Думаю, что он не встречал позднего (1909 года) высказывания Льва Толстого о том, что «…напрашивается то, чтобы писать вне всякой формы: не как статья, рассуждения, и не как художественное, а высказывать, выливать, как можешь, то, что сильно чувствуешь»[59]. Знай Цыбулевский эти слова, он бы, полагаю, где-нибудь да сослался бы на них.

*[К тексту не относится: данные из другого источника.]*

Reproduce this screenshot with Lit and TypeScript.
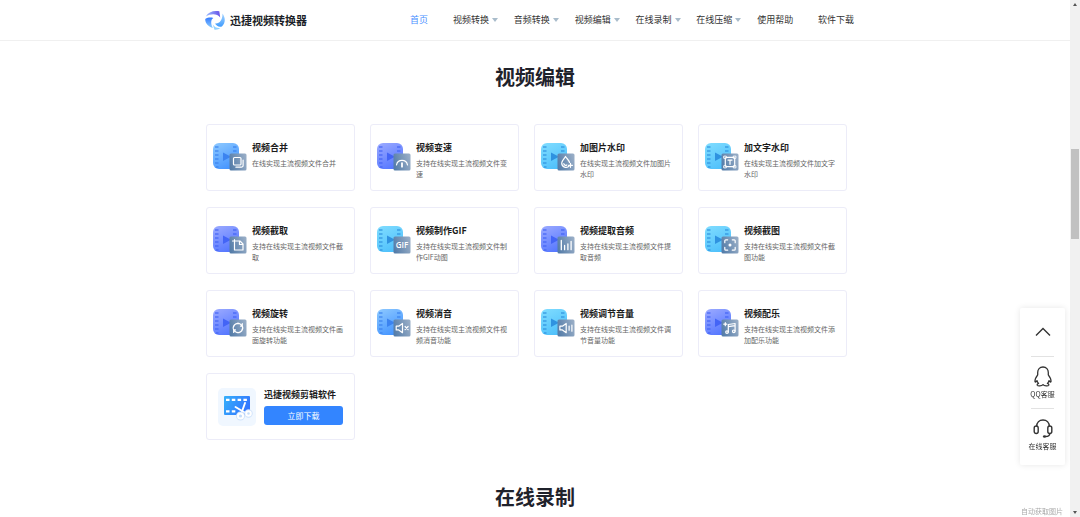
import { LitElement, html, svg, css } from "lit";
import { customElement, property } from "lit/decorators.js";
import { classMap } from "lit/directives/class-map.js";

type Tone = "blue" | "indigo" | "sky";

interface Tool {
  name: string;
  text: string;
  tone: Tone;
  glyph: string;
}

const TONES: Record<Tone, { from: string; to: string; mark: string }> = {
  blue: { from: "#8cc8ff", to: "#4595ff", mark: "#3b83f0" },
  indigo: { from: "#9aa9ff", to: "#5577ff", mark: "#4364f6" },
  sky: { from: "#7fdcff", to: "#4fc0fb", mark: "#2f92e0" },
};

// Badge glyphs, drawn in a 17 x 17 box.
const GLYPHS: Record<string, unknown> = {
  merge: svg`<rect x="4" y="4" width="7.5" height="7.5" rx="1"/><path d="M13.6 6.5v5.4a1.8 1.8 0 0 1-1.8 1.8H6.4"/>`,
  speed: svg`<path d="M3 11.5a5.6 5.6 0 0 1 11 0"/><path d="M8.5 9.6v3.6" stroke-width="1.8"/>`,
  drop: svg`<path d="M11.8 12.3a4.3 4.3 0 0 1-7.6-2.8C4.2 7.2 6.8 5.2 8 3c1.3 2.1 3.7 4 4 6"/><path d="M6.3 10.2a1.9 1.9 0 0 0 3 1.2M13 9.8v4M11 11.8h4"/>`,
  text: svg`<path d="M4.6 3.8h7.8M4.6 13.2h7.8M3.8 4.6v7.8M13.2 4.6v7.8"/><g stroke-width="0.9"><rect x="2.6" y="2.6" width="2.2" height="2.2"/><rect x="12.2" y="2.6" width="2.2" height="2.2"/><rect x="2.6" y="12.2" width="2.2" height="2.2"/><rect x="12.2" y="12.2" width="2.2" height="2.2"/></g><path d="M6.5 6.6h4M8.5 6.6v4.2"/>`,
  crop: svg`<path d="M3 4.5h7.5l3 3v6H5V3"/><path d="M10 4.8v3.2h3.2"/>`,
  gif: svg`<text x="8.5" y="11.3" text-anchor="middle" class="gif">GIF</text>`,
  bars: svg`<path d="M3.8 4v9.2M7.1 9v4.2M10.4 7.5v5.7M13.6 4.8v8.4" stroke-width="1.3"/>`,
  shot: svg`<path d="M3.3 6.2V4.3a1 1 0 0 1 1-1h1.900M10.8 3.3h1.900a1 1 0 0 1 1 1v1.900M13.7 10.8v1.900a1 1 0 0 1-1 1h-1.900M6.2 13.7H4.3a1 1 0 0 1-1-1v-1.900"/><circle cx="8.5" cy="8.5" r="1.5" fill="#fff" stroke="none"/>`,
  rotate: svg`<path d="M4.2 10.400a4.600 4.600 0 0 1 5.500-6.300M12.800 6.600a4.600 4.600 0 0 1-5.500 6.300M6.200 4.600a4.600 4.600 0 0 1 5.600.700M10.800 12.400a4.600 4.600 0 0 1-5.600-.7M12.800 4v2.600h-1.800M4.200 13v-2.600H6"/>`,
  mute: svg`<path d="M2.7 6.7h2.5L9 4v9.2l-3.8-2.8H2.7z"/><path d="m11.6 7 3 3.2M14.6 7l-3 3.2"/>`,
  volume: svg`<path d="M2.4 6.7h2.5L8.7 4v9.2l-3.8-2.8H2.4z"/><path d="M11.6 6.5v4.2M14.4 5.5v6.2"/>`,
  music: svg`<path d="M6.8 12.6V5l6.8-1v7.6M6.8 7.2l6.8-1"/><circle cx="5.5" cy="12.6" r="1.3"/><circle cx="12.3" cy="11.8" r="1.3"/><path d="M3.8 3.2v3M2.3 4.7h3"/>`,
};

const TOOLS: Tool[] = [
  { name: "视频合并", text: "在线实现主流视频文件合并", tone: "blue", glyph: "merge" },
  { name: "视频变速", text: "支持在线实现主流视频文件变速", tone: "indigo", glyph: "speed" },
  { name: "加图片水印", text: "在线实现主流视频文件加图片水印", tone: "sky", glyph: "drop" },
  { name: "加文字水印", text: "在线实现主流视频文件加文字水印", tone: "sky", glyph: "text" },
  { name: "视频截取", text: "支持在线实现主流视频文件截取", tone: "indigo", glyph: "crop" },
  { name: "视频制作GIF", text: "支持在线实现主流视频文件制作GIF动图", tone: "sky", glyph: "gif" },
  { name: "视频提取音频", text: "支持在线实现主流视频文件提取音频", tone: "indigo", glyph: "bars" },
  { name: "视频截图", text: "支持在线实现主流视频文件截图功能", tone: "sky", glyph: "shot" },
  { name: "视频旋转", text: "支持在线实现主流视频文件画面旋转功能", tone: "indigo", glyph: "rotate" },
  { name: "视频消音", text: "支持在线实现主流视频文件视频消音功能", tone: "blue", glyph: "mute" },
  { name: "视频调节音量", text: "支持在线实现主流视频文件调节音量功能", tone: "sky", glyph: "volume" },
  { name: "视频配乐", text: "支持在线实现主流视频文件添加配乐功能", tone: "indigo", glyph: "music" },
];

const NAV = [
  { label: "首页", menu: false },
  { label: "视频转换", menu: true },
  { label: "音频转换", menu: true },
  { label: "视频编辑", menu: true },
  { label: "在线录制", menu: true },
  { label: "在线压缩", menu: true },
  { label: "使用帮助", menu: false },
  { label: "软件下载", menu: false },
];

@customElement("tool-icon")
export class ToolIcon extends LitElement {
  @property() tone: Tone = "blue";
  @property() glyph = "merge";

  static styles = css`
    :host { display: block; }
    svg { display: block; }
    .gif { font: 600 8px "Open Sans", sans-serif; fill: #fff; stroke: none; }
  `;

  render() {
    const t = TONES[this.tone];
    return html`<svg width="34" height="28" viewBox="0 0 34 28" aria-hidden="true">
      <defs>
        <linearGradient id="film" x1="0.1" y1="0" x2="0.6" y2="1">
          <stop offset="0" stop-color=${t.from} /><stop offset="1" stop-color=${t.to} />
        </linearGradient>
        <linearGradient id="badge" x1="0" y1="0.6" x2="1" y2="0.3">
          <stop offset="0" stop-color="#557da9" /><stop offset="1" stop-color="#98adc6" />
        </linearGradient>
      </defs>
      <rect width="26" height="26" rx="6" fill="url(#film)" />
      <path d="M2 4h3.500M2 8h3.500M2 12h3.500M2 16h3.500M2 20h3.500M3 24h2.500M20 4h3.500M20 8h3.500" stroke=${t.mark} stroke-width="1.500" opacity="0.8" />
      <path d="M10 9.5v8.6l8-4.3z" fill=${t.mark} />
      <g transform="translate(16.5 10.5)" fill="none" stroke="#fff" stroke-width="1.2" stroke-linecap="round" stroke-linejoin="round">
        <rect width="17" height="17" rx="1.5" fill="url(#badge)" stroke="none" />
        ${GLYPHS[this.glyph]}
      </g>
    </svg>`;
  }
}

@customElement("app-root")
export class AppRoot extends LitElement {
  static styles = css`
    :host {
      display: grid;
      grid-template-columns: minmax(0, 1fr) 10px;
      height: 100vh;
      overflow: hidden;
      background: #fff;
      color: #222;
      font-family: "Noto Sans CJK SC", sans-serif;
      font-size: 9px;
    }
    * { box-sizing: border-box; }
    svg { display: block; }
    a { color: inherit; text-decoration: none; }
    h2, h3, p { margin: 0; padding: 0; }
    button { font: inherit; border: 0; padding: 0; cursor: pointer; }

    .page { overflow: hidden; }
    .header { border-bottom: 1px solid #f0f0f0; }
    .wrap { width: 100%; max-width: 660px; margin: 0 auto; }
    .bar { display: flex; align-items: center; justify-content: space-between; height: 40px; padding-right: 11px; }
    .logo { display: flex; align-items: center; gap: 5px; font-size: 11px; line-height: 20px; font-weight: bold; color: #1c1f28; }
    .nav { display: grid; grid-template-columns: 43px repeat(6, 1fr) 36px; width: 444px; line-height: 16px; color: #333; }
    .link { display: flex; align-items: center; gap: 3px; white-space: nowrap; }
    .link.current { color: #4a90ff; }
    .caret { border: 3px solid transparent; border-top: 4px solid #a9bccb; border-bottom: 0; }

    .section { padding-top: 22px; }
    .title { font-size: 20px; line-height: 28px; font-weight: bold; text-align: center; color: #1f222b; }
    .section + .section { padding-top: 43px; }
    .cards { display: grid; grid-template-columns: repeat(4, 1fr); gap: 16px 15px; margin-top: 33px; padding: 0 18px 0 1px; }
    .card { display: flex; gap: 5px; height: 67px; border: 1px solid #ececf8; border-radius: 3px; padding: 16px 3px 0 6px; }
    .card tool-icon { margin-top: 2px; }
    .name { font-size: 9px; line-height: 14px; font-weight: bold; color: #1c1c1c; }
    .text { margin-top: 3px; max-width: 97px; font-size: 7px; line-height: 11px; color: #666; }
    .card.soft { gap: 8px; padding: 14px 11px 0 11px; }
    .soft .info { flex: 1; }
    .download { display: block; width: 100%; height: 19px; margin-top: 4px; border-radius: 3px; background: #3385ff; color: #fff; font-size: 8px; line-height: 19px; }

    .side { position: fixed; right: 15px; bottom: 52px; width: 45px; padding: 0 11px 5px; background: #fff; border-radius: 2px; box-shadow: 0 0 6px rgba(0, 0, 0, 0.1); }
    .side button { display: flex; flex-direction: column; align-items: center; justify-content: flex-start; gap: 2px; width: 100%; height: 52px; padding-top: 9px; background: none; color: #333; font-size: 7px; line-height: 10px; white-space: nowrap; border-top: 1px solid #e2e2e2; }
    .side .top { height: 48px; justify-content: center; padding-top: 0; border-top: 0; }
    .note { position: fixed; right: 17px; bottom: 1px; font-size: 7px; line-height: 10px; color: #aaa; }

    .scroll { display: grid; grid-template-rows: 9px 140fr 90fr 269fr 9px; justify-items: center; background: #f1f1f1; }
    .thumb { grid-row: 3; width: 8px; background: #c1c1c1; }
    .up, .down { align-self: center; border: 2px solid transparent; }
    .up { border-bottom: 3px solid #555; border-top: 0; }
    .down { grid-row: 5; border-top: 3px solid #555; border-bottom: 0; }
  `;

  private logo() {
    return html`<svg width="20" height="20" viewBox="0 0 20 20" aria-hidden="true">
      <defs>
        <linearGradient id="p" x1="0" x2="1"><stop stop-color="#9cc0ff" /><stop offset="1" stop-color="#6650e8" /></linearGradient>
        <linearGradient id="b" x1="0" x2="0" y1="0" y2="1"><stop stop-color="#3379ff" /><stop offset="1" stop-color="#8ed0ff" /></linearGradient>
        <linearGradient id="c" x1="0" x2="0" y1="0" y2="1"><stop stop-color="#a9d6ff" /><stop offset="1" stop-color="#3f9cff" /></linearGradient>
      </defs>
      <path d="M.8 6.500C3.200 2 8.500 .2 14.300 1.300l.9 6.200C12.300 3.800 6.500 3.200.8 6.500z" fill="url(#p)" />
      <path d="M.2 9C2.800 7.300 5.600 7.100 8.300 7.900 5.800 9.200 5.400 13.700 8 18 3.500 16.900.2 13.500.2 9z" fill="url(#b)" />
      <path d="M17.400 3.500c3.400 4.300 3 9.600-.5 12.900-2.900.8-5.500-.3-6.900-2.900 4.900.6 7.700-4 7.400-10z" fill="url(#c)" />
      <path d="M7.700 14.500c2.100 3.200 5.200 3.900 8 3.300-1.700 1.500-3.900 2.200-6.200 1.900z" fill="#93d2ff" />
    </svg>`;
  }

  private softIcon() {
    return html`<svg width="38" height="38" viewBox="0 0 38 38" aria-hidden="true">
      <defs><linearGradient id="s" x1="0" x2="1" y2="0.4"><stop stop-color="#35b0fa" /><stop offset="1" stop-color="#3377ff" /></linearGradient></defs>
      <rect width="38" height="38" rx="5" fill="#f0f7ff" />
      <rect x="6" y="8" width="26" height="19" rx="1" fill="url(#s)" />
      <path d="M8 11.8h22M8 23.3h10" stroke="#fff" stroke-width="2.2" stroke-dasharray="3.5 2.3" />
      <g fill="none" stroke="#fff" stroke-width="1.9" stroke-linecap="round"><path d="m17.5 19 10 6M27 15l-3.5 10" /></g>
      <g fill="none" stroke="#cfe2fb" stroke-width="3.4"><circle cx="22.5" cy="28" r="2.8" /><circle cx="30.5" cy="25.5" r="2.5" /></g>
      <g fill="#c4dcfa" stroke="#fff" stroke-width="2"><circle cx="22.5" cy="28" r="2.6" /><circle cx="30.5" cy="25.5" r="2.3" /></g>
    </svg>`;
  }

  render() {
    return html`
      <div class="page">
        <header class="header">
          <div class="wrap bar">
            <a class="logo" href="#">${this.logo()}<span>迅捷视频转换器</span></a>
            <nav class="nav">
              ${NAV.map(
                (n, i) => html`<a href="#" class=${classMap({ link: true, current: i === 0 })}>${n.label}${n.menu ? html`<span class="caret"></span>` : ""}</a>`
              )}
            </nav>
          </div>
        </header>
        <main>
          <section class="section">
            <h2 class="title">视频编辑</h2>
            <div class="wrap cards">
              ${TOOLS.map(
                (t) => html`<a class="card" href="#">
                  <tool-icon tone=${t.tone} glyph=${t.glyph}></tool-icon>
                  <div><h3 class="name">${t.name}</h3><p class="text">${t.text}</p></div>
                </a>`
              )}
              <div class="card soft">
                ${this.softIcon()}
                <div class="info"><h3 class="name">迅捷视频剪辑软件</h3><button class="download">立即下载</button></div>
              </div>
            </div>
          </section>
          <section class="section"><h2 class="title">在线录制</h2></section>
        </main>
      </div>
      <div class="scroll"><span class="up"></span><span class="thumb"></span><span class="down"></span></div>
      <aside class="side">
        <button class="top" aria-label="返回顶部">
          <svg width="16" height="10" viewBox="0 0 16 10" fill="none" stroke="#333" stroke-width="1.4"><path d="m1 8.5 7-7 7 7" /></svg>
        </button>
        <button>
          <svg width="18" height="21" viewBox="0 0 18 21" fill="none" stroke="#333" stroke-width="1.3" stroke-linejoin="round"><path d="M9 1C5.6 1 3.7 3.5 3.7 6.5v2.3C2.2 10.8.8 13 1 15.5c.2 1 1.2.3 2-.9.3 1.2.8 2.1 1.6 2.8-1.2.5-1.6 1.1-1.3 1.8.5 1 4.3 1 5.7-.6 1.4 1.6 5.2 1.6 5.7.6.3-.7-.1-1.3-1.3-1.8.8-.7 1.3-1.6 1.6-2.8.8 1.2 1.8 1.900 2 .900.2-2.500-1.200-4.700-2.700-6.700V6.500C14.300 3.500 12.400 1 9 1z" /></svg>
          <span>QQ客服</span>
        </button>
        <button>
          <svg width="20" height="21" viewBox="0 0 20 21" fill="none" stroke="#333" stroke-width="1.4"><path d="M3.7 8.5C3.7 4.5 6.3 2 10 2s6.3 2.5 6.3 6.5" /><rect x="1.2" y="8" width="4" height="7.5" rx="2" /><rect x="14.8" y="8" width="4" height="7.5" rx="2" /><path d="M16.8 15.5c0 1.8-1.8 3-4.3 3" /><ellipse cx="11.5" cy="18.5" rx="1.6" ry="1.2" fill="#333" stroke="none" /></svg>
          <span>在线客服</span>
        </button>
      </aside>
      <div class="note">自动获取图片</div>
    `;
  }
}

Но он и сам, без Льва Толстого, написал об этом в прозе «Казбек»:

…я сумел бы не отвлеченно, а конкретно решить мучившую меня дилемму: что не важно для литератора, следует ли писать под диктовку того, что перед глазами, гнаться, как я гонюсь, за подлинностью, точнее доподлинностью, то есть чем-то таким, чего придумать нельзя. Или же ничего не нужно, ничего – кроме четырех стен и чистого листа бумаги. Пример доподлинности, которую чту: как-то в Средней Азии в автобусе, коса узбечки, сидевшей впереди меня, гляжу – лежит на моих запыленных туфлях – придумать такое невозможно… Я затеял своего рода гаданье – какая выпадет карта? Если им не нужен Казбек, то литератору ничего не нужно, значит, я не существую как литератор. А если им нужен Казбек, то я – рабский переписчик, эксплуатирующий собственную впечатлительность, все же чего-то стою и мой метод тоже неплох и хорош, хотя литература, конечно, не протокол, составленный на месте происшествия.

Примеров такой животрепещущей доподлинности у Цыбулевского – сколько угодно: и в прозе – «…и от листьев шарахались кузнечики (вот она – доподлинность?)», и в стихах – «…и с каплей на носу старик сопит. И жалко шлепают по тесту губы» и т. п.